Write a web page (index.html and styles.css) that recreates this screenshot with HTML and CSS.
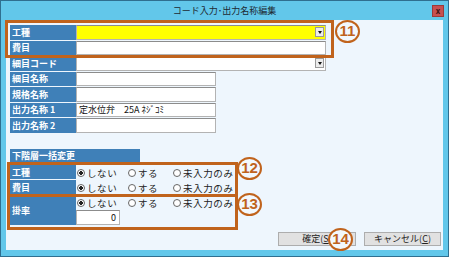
FILE: index.html
```html
<!DOCTYPE html>
<html lang="ja">
<head>
    <meta charset="UTF-8">
    <title>コード入力･出力名称編集</title>
    <link rel="stylesheet" href="styles.css">
</head>
<body>
    <div class="window">
        <div class="titlebar">
            <span></span>
            <span class="title">コード入力･出力名称編集</span>
            <span class="close">x</span>
        </div>
        <div class="client">
            <div class="fields">
                <div class="row">
                    <div class="label">工種</div>
                    <div class="combo yellow"><span class="drop"></span></div>
                </div>
                <div class="row">
                    <div class="label">費目</div>
                    <div class="text wide"></div>
                </div>
                <div class="row">
                    <div class="label">細目コード</div>
                    <div class="combo"><span class="drop"></span></div>
                </div>
                <div class="row">
                    <div class="label">細目名称</div>
                    <div class="text"></div>
                </div>
                <div class="row">
                    <div class="label">規格名称</div>
                    <div class="text"></div>
                </div>
                <div class="row">
                    <div class="label">出力名称 1</div>
                    <div class="text">定水位弁　25A ﾈｼﾞｺﾐ</div>
                </div>
                <div class="row">
                    <div class="label">出力名称 2</div>
                    <div class="text"></div>
                </div>
            </div>

            <div class="batch">
                <div class="batch-head">下階層一括変更</div>
                <div class="brow">
                    <div class="label">工種</div>
                    <div class="radios">
                        <span class="opt on">しない</span>
                        <span class="opt">する</span>
                        <span class="opt">未入力のみ</span>
                    </div>
                </div>
                <div class="brow">
                    <div class="label">費目</div>
                    <div class="radios">
                        <span class="opt on">しない</span>
                        <span class="opt">する</span>
                        <span class="opt">未入力のみ</span>
                    </div>
                </div>
                <div class="brow tall">
                    <div class="label mid">掛率</div>
                    <div class="stack">
                        <div class="radios">
                            <span class="opt on">しない</span>
                            <span class="opt">する</span>
                            <span class="opt">未入力のみ</span>
                        </div>
                        <div class="text num">0</div>
                    </div>
                </div>
            </div>

            <div class="buttons">
                <button class="btn ok">確定(<u>S</u>)</button>
                <button class="btn cancel">キャンセル(<u>C</u>)</button>
            </div>
        </div>

        <!-- callouts drawn over the dialog -->
        <div class="mark box11"></div>
        <div class="mark box12"></div>
        <div class="mark box13"></div>
        <div class="badge b11">11</div>
        <div class="badge b12">12</div>
        <div class="badge b13">13</div>
        <div class="badge b14">14</div>
    </div>
</body>
</html>
```

FILE: styles.css
```css
body {
    margin: 0;
    font-family: "Noto Sans CJK JP", "Liberation Sans", sans-serif;
}
.window {
    position: relative;
    width: 449px;
    height: 257px;
    box-sizing: border-box;
    border: 1px solid #2f6f90;
    background: #62c7ea;
}
.titlebar {
    height: 19px;
    display: grid;
    grid-template-columns: 1fr auto 1fr;
    align-items: center;
}
.title {
    font-size: 9px;
    color: #1e2a33;
    line-height: 19px;
}
.close {
    justify-self: end;
    margin-right: 4px;
    width: 12px;
    height: 12px;
    background: #c75050;
    border: 1px solid #9b3a3a;
    box-sizing: border-box;
    color: #3a1010;
    font-size: 8px;
    font-weight: bold;
    line-height: 9px;
    text-align: center;
}
.client {
    margin: 0 5px;
    height: 230px;
    box-sizing: border-box;
    padding: 5px 2px 0 4px;
    background: #eef6fd;
    display: flex;
    flex-direction: column;
}
.row {
    display: flex;
    height: 14.5px;
    margin-bottom: 1px;
}
.label {
    width: 66px;
    flex-shrink: 0;
    background: #3f80b8;
    color: #ffffff;
    font-size: 9px;
    font-weight: bold;
    padding-left: 2px;
    box-sizing: border-box;
    display: flex;
    align-items: center;
}
.text, .combo {
    height: 100%;
    box-sizing: border-box;
    border: 1px solid #b3b3b3;
    border-top-color: #8c8c8c;
    background: #ffffff;
    font-size: 9px;
    color: #111;
    padding-left: 2px;
    display: flex;
    align-items: center;
    white-space: pre;
    width: 140px;
}
.combo, .wide {
    width: 250px;
}
.combo {
    justify-content: flex-end;
    padding-right: 1px;
}
.yellow {
    background: #ffff00;
}
.drop {
    width: 9px;
    height: 10px;
    box-sizing: border-box;
    background: #ececec;
    border: 1px solid #9a9a9a;
    display: flex;
    align-items: center;
    justify-content: center;
}
.drop::after {
    content: "";
    border-left: 2.5px solid transparent;
    border-right: 2.5px solid transparent;
    border-top: 3px solid #111;
}
.batch {
    margin-top: 15.5px;
}
.batch-head {
    width: 130px;
    height: 13px;
    background: #3f80b8;
    color: #ffffff;
    font-size: 9px;
    font-weight: bold;
    padding-left: 2px;
    box-sizing: border-box;
    line-height: 13px;
    margin-bottom: 3px;
}
.brow {
    display: flex;
    height: 14px;
    margin-bottom: 1px;
}
.brow + .brow.tall {
    margin-top: 1px;
}
.tall {
    height: 30px;
}
.stack {
    display: flex;
    flex-direction: column;
}
.radios {
    display: flex;
    height: 15px;
    align-items: center;
    padding-left: 1px;
}
.opt {
    display: flex;
    align-items: center;
    font-size: 9.5px;
    letter-spacing: 0.6px;
    color: #222;
    width: 51px;
}
.opt + .opt {
    width: 45px;
}
.opt + .opt + .opt {
    width: auto;
}
.opt::before {
    content: "";
    width: 8px;
    height: 8px;
    box-sizing: border-box;
    border: 1px solid #666;
    border-radius: 50%;
    margin-right: 2px;
    background: #fff;
}
.opt.on::before {
    background: radial-gradient(circle, #222 0 1.6px, #fff 2px);
}
.num {
    width: 44px;
    height: 15px;
    justify-content: flex-end;
    padding-right: 3px;
}
.buttons {
    display: flex;
    justify-content: flex-end;
    gap: 8px;
    margin-top: 6px;
}
.btn {
    height: 14px;
    padding: 0;
    background: #e1e1e1;
    border: 1px solid #adadad;
    font-family: "Noto Sans CJK JP", "Liberation Sans", sans-serif;
    font-size: 9px;
    color: #222;
    line-height: 12px;
}
.ok {
    width: 78px;
}
.cancel {
    width: 77px;
}
.mark {
    position: absolute;
    border: 3px solid #c0631c;
    box-sizing: border-box;
}
.box11 {
    left: 4px;
    top: 19px;
    width: 329px;
    height: 38px;
}
.box12 {
    left: 6px;
    top: 161px;
    width: 231px;
    height: 35px;
}
.box13 {
    left: 6px;
    top: 193px;
    width: 231px;
    height: 36px;
}
.badge {
    position: absolute;
    width: 25px;
    height: 23px;
    box-sizing: border-box;
    border: 2.5px solid #c0631c;
    border-radius: 50%;
    background: #f2f8fd;
    color: #c0631c;
    font-family: "Liberation Sans", sans-serif;
    font-weight: bold;
    font-size: 15px;
    line-height: 18px;
    text-align: center;
}
.b11 {
    left: 334px;
    top: 19px;
}
.b12 {
    left: 236px;
    top: 156px;
}
.b13 {
    left: 236px;
    top: 192px;
}
.b14 {
    left: 327px;
    top: 227px;
}
```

★ ★ ★ ★ ★

» EXERCISE GOAL: All of the material above should be reproduced exactly, except the pictures.

» OUTPUT OF THE TASK:
Write a web page (index.html and styles.css) that recreates this screenshot with HTML and CSS.
FILE: index.html
```html
<!DOCTYPE html>
<html lang="ja">
<head>
    <meta charset="UTF-8">
    <title>コード入力･出力名称編集</title>
    <link rel="stylesheet" href="styles.css">
</head>
<body>
    <div class="window">
        <div class="titlebar">
            <span></span>
            <span class="title">コード入力･出力名称編集</span>
            <span class="close">x</span>
        </div>
        <div class="client">
            <div class="fields">
                <div class="row">
                    <div class="label">工種</div>
                    <div class="combo yellow"><span class="drop"></span></div>
                </div>
                <div class="row">
                    <div class="label">費目</div>
                    <div class="text wide"></div>
                </div>
                <div class="row">
                    <div class="label">細目コード</div>
                    <div class="combo"><span class="drop"></span></div>
                </div>
                <div class="row">
                    <div class="label">細目名称</div>
                    <div class="text"></div>
                </div>
                <div class="row">
                    <div class="label">規格名称</div>
                    <div class="text"></div>
                </div>
                <div class="row">
                    <div class="label">出力名称 1</div>
                    <div class="text">定水位弁　25A ﾈｼﾞｺﾐ</div>
                </div>
                <div class="row">
                    <div class="label">出力名称 2</div>
                    <div class="text"></div>
                </div>
            </div>

            <div class="batch">
                <div class="batch-head">下階層一括変更</div>
                <div class="brow">
                    <div class="label">工種</div>
                    <div class="radios">
                        <span class="opt on">しない</span>
                        <span class="opt">する</span>
                        <span class="opt">未入力のみ</span>
                    </div>
                </div>
                <div class="brow">
                    <div class="label">費目</div>
                    <div class="radios">
                        <span class="opt on">しない</span>
                        <span class="opt">する</span>
                        <span class="opt">未入力のみ</span>
                    </div>
                </div>
                <div class="brow tall">
                    <div class="label mid">掛率</div>
                    <div class="stack">
                        <div class="radios">
                            <span class="opt on">しない</span>
                            <span class="opt">する</span>
                            <span class="opt">未入力のみ</span>
                        </div>
                        <div class="text num">0</div>
                    </div>
                </div>
            </div>

            <div class="buttons">
                <button class="btn ok">確定(<u>S</u>)</button>
                <button class="btn cancel">キャンセル(<u>C</u>)</button>
            </div>
        </div>

        <!-- callouts drawn over the dialog -->
        <div class="mark box11"></div>
        <div class="mark box12"></div>
        <div class="mark box13"></div>
        <div class="badge b11">11</div>
        <div class="badge b12">12</div>
        <div class="badge b13">13</div>
        <div class="badge b14">14</div>
    </div>
</body>
</html>
```

FILE: styles.css
```css
body {
    margin: 0;
    font-family: "Noto Sans CJK JP", "Liberation Sans", sans-serif;
}
.window {
    position: relative;
    width: 449px;
    height: 257px;
    box-sizing: border-box;
    border: 1px solid #2f6f90;
    background: #62c7ea;
}
.titlebar {
    height: 19px;
    display: grid;
    grid-template-columns: 1fr auto 1fr;
    align-items: center;
}
.title {
    font-size: 9px;
    color: #1e2a33;
    line-height: 19px;
}
.close {
    justify-self: end;
    margin-right: 4px;
    width: 12px;
    height: 12px;
    background: #c75050;
    border: 1px solid #9b3a3a;
    box-sizing: border-box;
    color: #3a1010;
    font-size: 8px;
    font-weight: bold;
    line-height: 9px;
    text-align: center;
}
.client {
    margin: 0 5px;
    height: 230px;
    box-sizing: border-box;
    padding: 5px 2px 0 4px;
    background: #eef6fd;
    display: flex;
    flex-direction: column;
}
.row {
    display: flex;
    height: 14.5px;
    margin-bottom: 1px;
}
.label {
    width: 66px;
    flex-shrink: 0;
    background: #3f80b8;
    color: #ffffff;
    font-size: 9px;
    font-weight: bold;
    padding-left: 2px;
    box-sizing: border-box;
    display: flex;
    align-items: center;
}
.text, .combo {
    height: 100%;
    box-sizing: border-box;
    border: 1px solid #b3b3b3;
    border-top-color: #8c8c8c;
    background: #ffffff;
    font-size: 9px;
    color: #111;
    padding-left: 2px;
    display: flex;
    align-items: center;
    white-space: pre;
    width: 140px;
}
.combo, .wide {
    width: 250px;
}
.combo {
    justify-content: flex-end;
    padding-right: 1px;
}
.yellow {
    background: #ffff00;
}
.drop {
    width: 9px;
    height: 10px;
    box-sizing: border-box;
    background: #ececec;
    border: 1px solid #9a9a9a;
    display: flex;
    align-items: center;
    justify-content: center;
}
.drop::after {
    content: "";
    border-left: 2.5px solid transparent;
    border-right: 2.5px solid transparent;
    border-top: 3px solid #111;
}
.batch {
    margin-top: 15.5px;
}
.batch-head {
    width: 130px;
    height: 13px;
    background: #3f80b8;
    color: #ffffff;
    font-size: 9px;
    font-weight: bold;
    padding-left: 2px;
    box-sizing: border-box;
    line-height: 13px;
    margin-bottom: 3px;
}
.brow {
    display: flex;
    height: 14px;
    margin-bottom: 1px;
}
.brow + .brow.tall {
    margin-top: 1px;
}
.tall {
    height: 30px;
}
.stack {
    display: flex;
    flex-direction: column;
}
.radios {
    display: flex;
    height: 15px;
    align-items: center;
    padding-left: 1px;
}
.opt {
    display: flex;
    align-items: center;
    font-size: 9.5px;
    letter-spacing: 0.6px;
    color: #222;
    width: 51px;
}
.opt + .opt {
    width: 45px;
}
.opt + .opt + .opt {
    width: auto;
}
.opt::before {
    content: "";
    width: 8px;
    height: 8px;
    box-sizing: border-box;
    border: 1px solid #666;
    border-radius: 50%;
    margin-right: 2px;
    background: #fff;
}
.opt.on::before {
    background: radial-gradient(circle, #222 0 1.6px, #fff 2px);
}
.num {
    width: 44px;
    height: 15px;
    justify-content: flex-end;
    padding-right: 3px;
}
.buttons {
    display: flex;
    justify-content: flex-end;
    gap: 8px;
    margin-top: 6px;
}
.btn {
    height: 14px;
    padding: 0;
    background: #e1e1e1;
    border: 1px solid #adadad;
    font-family: "Noto Sans CJK JP", "Liberation Sans", sans-serif;
    font-size: 9px;
    color: #222;
    line-height: 12px;
}
.ok {
    width: 78px;
}
.cancel {
    width: 77px;
}
.mark {
    position: absolute;
    border: 3px solid #c0631c;
    box-sizing: border-box;
}
.box11 {
    left: 4px;
    top: 19px;
    width: 329px;
    height: 38px;
}
.box12 {
    left: 6px;
    top: 161px;
    width: 231px;
    height: 35px;
}
.box13 {
    left: 6px;
    top: 193px;
    width: 231px;
    height: 36px;
}
.badge {
    position: absolute;
    width: 25px;
    height: 23px;
    box-sizing: border-box;
    border: 2.5px solid #c0631c;
    border-radius: 50%;
    background: #f2f8fd;
    color: #c0631c;
    font-family: "Liberation Sans", sans-serif;
    font-weight: bold;
    font-size: 15px;
    line-height: 18px;
    text-align: center;
}
.b11 {
    left: 334px;
    top: 19px;
}
.b12 {
    left: 236px;
    top: 156px;
}
.b13 {
    left: 236px;
    top: 192px;
}
.b14 {
    left: 327px;
    top: 227px;
}
```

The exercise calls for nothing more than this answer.